3. Don’t be afraid to ask for and accept help
As the Mendelson family can attest, there may come a time when help is needed from outside of the patient-caregiver relationship in order to get through a step in the journey. There are many organizations that can help provide tailored support for your specific cancer and relate to the experience both patients and caregivers are facing.
‘Talking with other people going through what you are, such as other caretakers or a professional, can really help,’ says Debbi, Jordan’s mother. ‘Shortly after Jordan’s diagnosis a social worker told me about resources and groups, and at the time, I didn’t feel like that was necessary … but it was. For me, especially toward the end of treatment when some of the immediate shock was over, talking to others really helped me process the experience. I highly recommend getting connected with an organization that understands what patients and caregivers are going through.’

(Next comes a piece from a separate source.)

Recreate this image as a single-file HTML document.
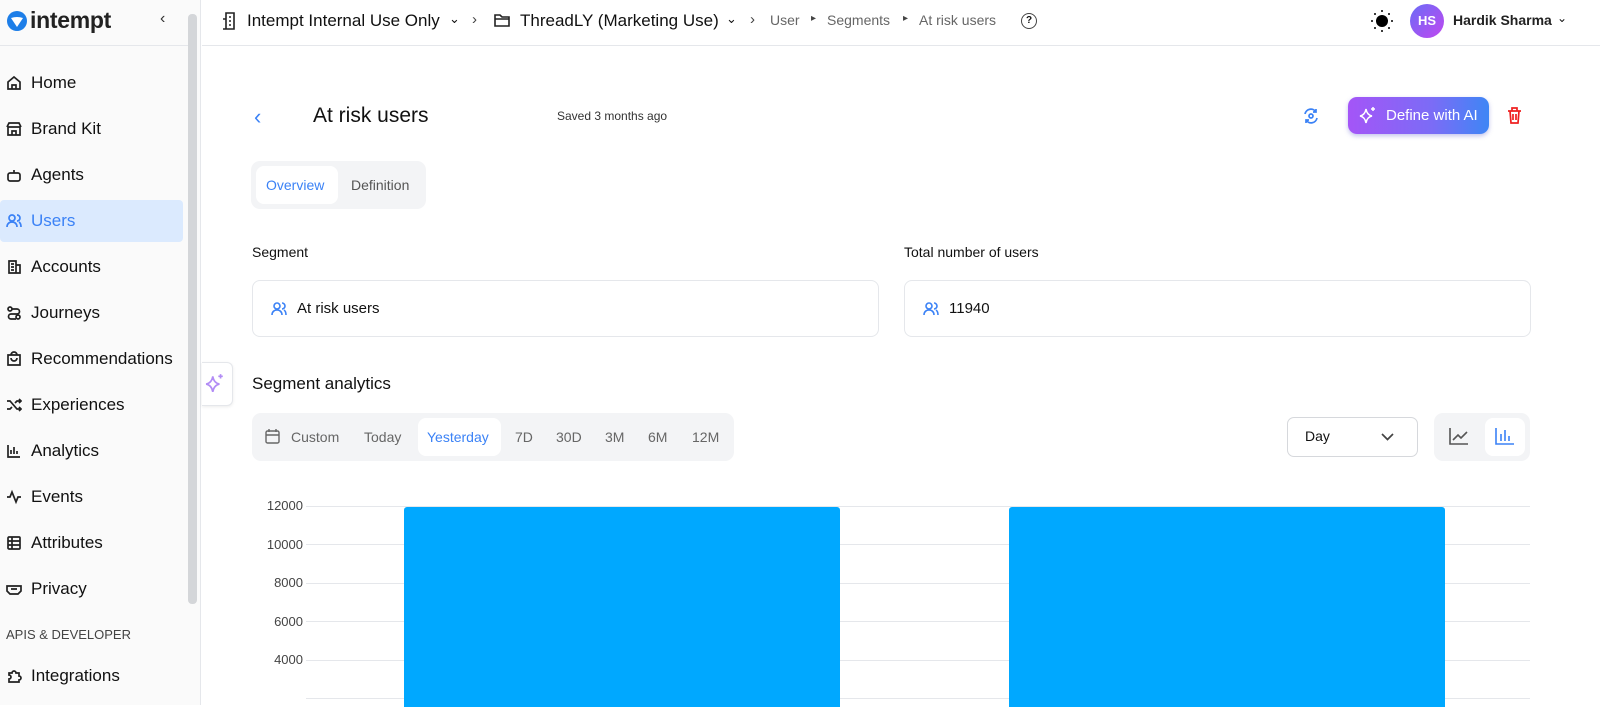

4. Try to maintain some normalcy in your daily life
For both patients and caregivers, the logistics of figuring out how to cope with a cancer diagnosis and ongoing treatment may at times seem like all there is. But it’s not, and the Mendelson family believes finding a way to keep elements of your everyday life intact can help.
‘For me it was school, but it could be anything – a job, a hobby – just try to keep that up,’ says Jordan. ‘It’s important to remember that even though it feels like all you are is a cancer or lymphoma patient, that isn’t true – you are more than that. And doing those normal, everyday activities when you can does help.’
Josh, Jordan’s brother, summarizes his family’s experience navigating the DLBCL and patient-caregiver journeys as follows: ‘Our relationship as a family has always been close-knit, and I think this really brought us even closer. For us, it was all about taking each day one step at a time. The most critical thing you can do is be there for each other. Sometimes Jordan appreciated us doing nothing more than anything, so learning how to be understanding of our individual needs was important – and knowing that you’re all in this together.’